— START —

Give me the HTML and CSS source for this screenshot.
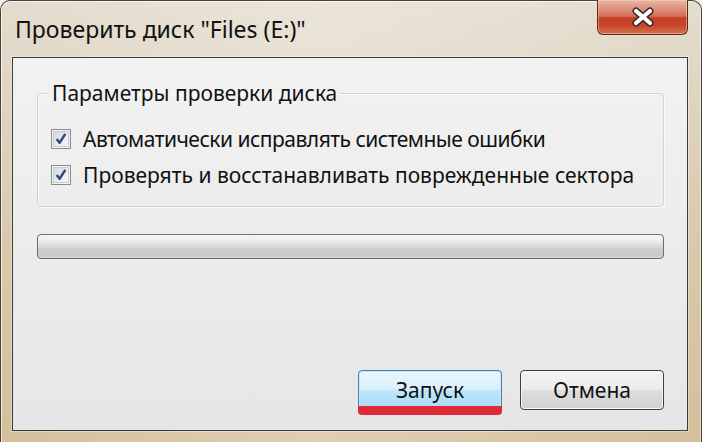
FILE: index.html
```html
<!DOCTYPE html>
<html lang="ru">
<head>
<meta charset="utf-8">
<title>Проверить диск</title>
<link rel="stylesheet" href="styles.css">
</head>
<body>
<div class="window">
  <div class="titlebar">
    <div class="title">Проверить диск "Files (E:)"</div>
    <div class="close">
      <svg width="26" height="20" viewBox="0 0 26 20">
        <path d="M6 4 L20 16 M20 4 L6 16" stroke="#3a2a26" stroke-width="7" stroke-linecap="round" fill="none"/>
        <path d="M6 4 L20 16 M20 4 L6 16" stroke="#ffffff" stroke-width="4.2" stroke-linecap="round" fill="none"/>
      </svg>
    </div>
  </div>
  <div class="content">
    <fieldset class="group">
      <legend class="legend">Параметры проверки диска</legend>
      <label class="row">
        <span class="check">
          <svg width="14" height="14" viewBox="0 0 13 13"><path d="M2.5 6.5 L5.2 10 L10.5 1.8" stroke="#34477f" stroke-width="2.3" fill="none" stroke-linejoin="round"/></svg>
        </span>
        <span class="label label-first">Автоматически исправлять системные ошибки</span>
      </label>
      <label class="row">
        <span class="check">
          <svg width="14" height="14" viewBox="0 0 13 13"><path d="M2.5 6.5 L5.2 10 L10.5 1.8" stroke="#34477f" stroke-width="2.3" fill="none" stroke-linejoin="round"/></svg>
        </span>
        <span class="label">Проверять и восстанавливать поврежденные сектора</span>
      </label>
    </fieldset>
    <div class="progress"></div>
    <div class="buttons">
      <button class="btn btn-default">Запуск</button>
      <button class="btn">Отмена</button>
    </div>
  </div>
</div>
</body>
</html>
```
FILE: styles.css
```css
html, body {
  margin: 0;
  padding: 0;
  background: #f4f4f4;
}
body {
  width: 702px;
  height: 442px;
  overflow: hidden;
  font-family: "Noto Sans", "Open Sans", sans-serif;
  color: #111;
}
.window {
  width: 702px;
  height: 442px;
  box-sizing: border-box;
  border: 1px solid #4a4234;
  border-bottom: none;
  border-radius: 10px 10px 0 0;
  background: linear-gradient(90deg, rgba(255,255,255,0) 0%, rgba(255,255,255,0.25) 45%, rgba(255,255,255,0.15) 70%, rgba(255,255,255,0) 100%),
              linear-gradient(180deg, #e4dccd 0%, #dfd5c3 20%, #d8c8aa 60%, #d3bf9b 100%);
  box-shadow: inset 1px 1px 0 rgba(255,255,255,0.7), inset -1px 0 0 rgba(255,255,255,0.5);
  display: flex;
  flex-direction: column;
  padding: 0 13px 11px 11px;
}
.titlebar {
  height: 56px;
  display: flex;
  justify-content: space-between;
  align-items: flex-start;
}
.title {
  align-self: center;
  padding-left: 3px;
  font-size: 23px;
  line-height: 28px;
  margin-top: -1px;
  color: #111;
}
.close {
  width: 91px;
  height: 35px;
  margin-top: -1px;
  box-sizing: border-box;
  border: 1px solid #5a2a20;
  border-top: none;
  border-radius: 0 0 6px 6px;
  background: linear-gradient(180deg, #eab4a4 0%, #dc8c77 30%, #d46a52 48%, #c43f27 52%, #c8452b 75%, #d8704f 100%);
  box-shadow: inset 0 0 0 1px rgba(255,220,200,0.45);
  display: flex;
  align-items: center;
  justify-content: center;
}
.content {
  flex: 1;
  border: 1px solid #3c3a36;
  box-shadow: 0 0 0 1px rgba(255,255,255,0.35);
  background: linear-gradient(180deg, #f2f2f2 0%, #ececec 50%, #e6e6e6 100%);
  display: flex;
  flex-direction: column;
  padding: 23px 23px 20px 24px;
}
.group {
  margin: 0;
  padding: 16px 12px 13px 13px;
  border: 1px solid #d2d2d2;
  border-radius: 4px;
  box-shadow: inset 1px 1px 0 #fafafa, 1px 1px 0 #fafafa;
  min-width: 0;
}
.legend {
  margin-left: -2px;
  padding: 0 3px;
  font-size: 21px;
  line-height: 24px;
}
.row {
  display: flex;
  align-items: center;
  height: 36px;
  gap: 12px;
}
.check {
  width: 20px;
  height: 20px;
  box-sizing: border-box;
  border: 1px solid #8c8c8c;
  background: linear-gradient(135deg, #cfd3da 0%, #eceef2 60%, #f8f8f8 100%);
  box-shadow: inset 0 0 0 1px #f2f2f2, inset 0 0 0 2px #c9ccd3;
  display: flex;
  align-items: center;
  justify-content: center;
  flex: none;
}
.label {
  font-size: 21px;
  line-height: 26px;
  white-space: nowrap;
}
.label-first {
  letter-spacing: -0.5px;
}
.progress {
  margin-top: 27px;
  height: 25px;
  box-sizing: border-box;
  border: 1px solid #6b6b6b;
  border-radius: 4px;
  background: linear-gradient(180deg, #e6e6e6 0%, #f4f4f4 12%, #e2e2e2 40%, #cfcfcf 60%, #c8c8c8 85%, #d6d6d6 100%);
  box-shadow: inset 0 1px 0 #fbfbfb;
}
.buttons {
  margin-top: auto;
  display: flex;
  justify-content: flex-end;
  gap: 18px;
}
.btn {
  position: relative;
  width: 144px;
  height: 40px;
  box-sizing: border-box;
  border: 1px solid #3f3f3f;
  border-radius: 4px;
  background: linear-gradient(180deg, #f4f4f4 0%, #ececec 48%, #dddddd 52%, #d2d2d2 100%);
  box-shadow: inset 0 0 0 1px #fbfbfb;
  font-family: "Noto Sans", "Open Sans", sans-serif;
  font-size: 21px;
  color: #111;
  padding: 0;
}
.btn-default {
  border-color: #3c7fb1;
  background: linear-gradient(180deg, #eaf6fd 0%, #d9f0fc 48%, #bee6fd 52%, #a7d9f5 100%);
  box-shadow: inset 0 0 0 1px #c2ecfc;
}
.btn-default::after {
  content: "";
  position: absolute;
  left: -1px;
  right: -1px;
  top: 35px;
  height: 9px;
  background: #de2a36;
  border-radius: 0 0 4px 4px;
}
```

— END —

→ **Requirements**: Output the material word for word, omitting its pictures.

→ **Expected output**:
Give me the HTML and CSS source for this screenshot.
FILE: index.html
```html
<!DOCTYPE html>
<html lang="ru">
<head>
<meta charset="utf-8">
<title>Проверить диск</title>
<link rel="stylesheet" href="styles.css">
</head>
<body>
<div class="window">
  <div class="titlebar">
    <div class="title">Проверить диск "Files (E:)"</div>
    <div class="close">
      <svg width="26" height="20" viewBox="0 0 26 20">
        <path d="M6 4 L20 16 M20 4 L6 16" stroke="#3a2a26" stroke-width="7" stroke-linecap="round" fill="none"/>
        <path d="M6 4 L20 16 M20 4 L6 16" stroke="#ffffff" stroke-width="4.2" stroke-linecap="round" fill="none"/>
      </svg>
    </div>
  </div>
  <div class="content">
    <fieldset class="group">
      <legend class="legend">Параметры проверки диска</legend>
      <label class="row">
        <span class="check">
          <svg width="14" height="14" viewBox="0 0 13 13"><path d="M2.5 6.5 L5.2 10 L10.5 1.8" stroke="#34477f" stroke-width="2.3" fill="none" stroke-linejoin="round"/></svg>
        </span>
        <span class="label label-first">Автоматически исправлять системные ошибки</span>
      </label>
      <label class="row">
        <span class="check">
          <svg width="14" height="14" viewBox="0 0 13 13"><path d="M2.5 6.5 L5.2 10 L10.5 1.8" stroke="#34477f" stroke-width="2.3" fill="none" stroke-linejoin="round"/></svg>
        </span>
        <span class="label">Проверять и восстанавливать поврежденные сектора</span>
      </label>
    </fieldset>
    <div class="progress"></div>
    <div class="buttons">
      <button class="btn btn-default">Запуск</button>
      <button class="btn">Отмена</button>
    </div>
  </div>
</div>
</body>
</html>
```
FILE: styles.css
```css
html, body {
  margin: 0;
  padding: 0;
  background: #f4f4f4;
}
body {
  width: 702px;
  height: 442px;
  overflow: hidden;
  font-family: "Noto Sans", "Open Sans", sans-serif;
  color: #111;
}
.window {
  width: 702px;
  height: 442px;
  box-sizing: border-box;
  border: 1px solid #4a4234;
  border-bottom: none;
  border-radius: 10px 10px 0 0;
  background: linear-gradient(90deg, rgba(255,255,255,0) 0%, rgba(255,255,255,0.25) 45%, rgba(255,255,255,0.15) 70%, rgba(255,255,255,0) 100%),
              linear-gradient(180deg, #e4dccd 0%, #dfd5c3 20%, #d8c8aa 60%, #d3bf9b 100%);
  box-shadow: inset 1px 1px 0 rgba(255,255,255,0.7), inset -1px 0 0 rgba(255,255,255,0.5);
  display: flex;
  flex-direction: column;
  padding: 0 13px 11px 11px;
}
.titlebar {
  height: 56px;
  display: flex;
  justify-content: space-between;
  align-items: flex-start;
}
.title {
  align-self: center;
  padding-left: 3px;
  font-size: 23px;
  line-height: 28px;
  margin-top: -1px;
  color: #111;
}
.close {
  width: 91px;
  height: 35px;
  margin-top: -1px;
  box-sizing: border-box;
  border: 1px solid #5a2a20;
  border-top: none;
  border-radius: 0 0 6px 6px;
  background: linear-gradient(180deg, #eab4a4 0%, #dc8c77 30%, #d46a52 48%, #c43f27 52%, #c8452b 75%, #d8704f 100%);
  box-shadow: inset 0 0 0 1px rgba(255,220,200,0.45);
  display: flex;
  align-items: center;
  justify-content: center;
}
.content {
  flex: 1;
  border: 1px solid #3c3a36;
  box-shadow: 0 0 0 1px rgba(255,255,255,0.35);
  background: linear-gradient(180deg, #f2f2f2 0%, #ececec 50%, #e6e6e6 100%);
  display: flex;
  flex-direction: column;
  padding: 23px 23px 20px 24px;
}
.group {
  margin: 0;
  padding: 16px 12px 13px 13px;
  border: 1px solid #d2d2d2;
  border-radius: 4px;
  box-shadow: inset 1px 1px 0 #fafafa, 1px 1px 0 #fafafa;
  min-width: 0;
}
.legend {
  margin-left: -2px;
  padding: 0 3px;
  font-size: 21px;
  line-height: 24px;
}
.row {
  display: flex;
  align-items: center;
  height: 36px;
  gap: 12px;
}
.check {
  width: 20px;
  height: 20px;
  box-sizing: border-box;
  border: 1px solid #8c8c8c;
  background: linear-gradient(135deg, #cfd3da 0%, #eceef2 60%, #f8f8f8 100%);
  box-shadow: inset 0 0 0 1px #f2f2f2, inset 0 0 0 2px #c9ccd3;
  display: flex;
  align-items: center;
  justify-content: center;
  flex: none;
}
.label {
  font-size: 21px;
  line-height: 26px;
  white-space: nowrap;
}
.label-first {
  letter-spacing: -0.5px;
}
.progress {
  margin-top: 27px;
  height: 25px;
  box-sizing: border-box;
  border: 1px solid #6b6b6b;
  border-radius: 4px;
  background: linear-gradient(180deg, #e6e6e6 0%, #f4f4f4 12%, #e2e2e2 40%, #cfcfcf 60%, #c8c8c8 85%, #d6d6d6 100%);
  box-shadow: inset 0 1px 0 #fbfbfb;
}
.buttons {
  margin-top: auto;
  display: flex;
  justify-content: flex-end;
  gap: 18px;
}
.btn {
  position: relative;
  width: 144px;
  height: 40px;
  box-sizing: border-box;
  border: 1px solid #3f3f3f;
  border-radius: 4px;
  background: linear-gradient(180deg, #f4f4f4 0%, #ececec 48%, #dddddd 52%, #d2d2d2 100%);
  box-shadow: inset 0 0 0 1px #fbfbfb;
  font-family: "Noto Sans", "Open Sans", sans-serif;
  font-size: 21px;
  color: #111;
  padding: 0;
}
.btn-default {
  border-color: #3c7fb1;
  background: linear-gradient(180deg, #eaf6fd 0%, #d9f0fc 48%, #bee6fd 52%, #a7d9f5 100%);
  box-shadow: inset 0 0 0 1px #c2ecfc;
}
.btn-default::after {
  content: "";
  position: absolute;
  left: -1px;
  right: -1px;
  top: 35px;
  height: 9px;
  background: #de2a36;
  border-radius: 0 0 4px 4px;
}
```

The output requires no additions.